During the first half of 2016, PBB re-engineered its loan origination organization and credit management processes. PBB revamped its lending units to be more customer-centric and to realize efficiencies in the internal processes with regard to loan origination initiatives. In addition, PBB augmented its credit management team in the first half to allow the Bank to handle larger business volumes.

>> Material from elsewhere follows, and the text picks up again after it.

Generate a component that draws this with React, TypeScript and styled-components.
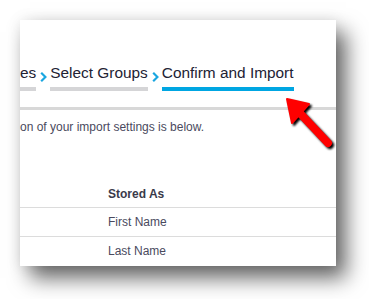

“The benefits of PBB’s continuing thrust to expand its nationwide presence are starting to materialize as loan drawdowns from both new and long-term clients have started to increase. While the lending business expanded during the quarter, our core income for the first nine months was affected by expenditures related to the branch expansion. The enlarged coverage area means we also need to invest in our personnel, from the client-facing frontliners to the support functions who ensure our operations run seamlessly,” said Avante. “At the end of the second quarter of 2016, I said we were expecting considerable growth starting in the second half of 2016 and that our revamped loan origination units should be able to generate better volumes moving forward. Today, I am happy to report that in one quarter alone, our loans and receivables increased by almost 5.0 billion pesos, from around 42.5 billion to 47.3 billion at the end of September.”

PBB ended the first nine-months with PhP65.7 billion in total resources. Loans and receivables expanded to PhP47.3 billion from PhP41.7 billion as of year-end 2015, or a 13.4% increase. PBB’s net interest margin remained very attractive at 3.9%. Total capital grew to PhP9.8 billion from December 2015’s PhP8.5 billion, a 15.5% growth.

PBB has a total of 139 branches and an additional 12 branches from acquisitions, resulting in a consolidated branch network of 151 branches nationwide. PBB is the financial services arm of the Yao Group of Companies, a leading conglomerate in South East Asia with business interests in beverage, power, real estate, tourism, and aviation.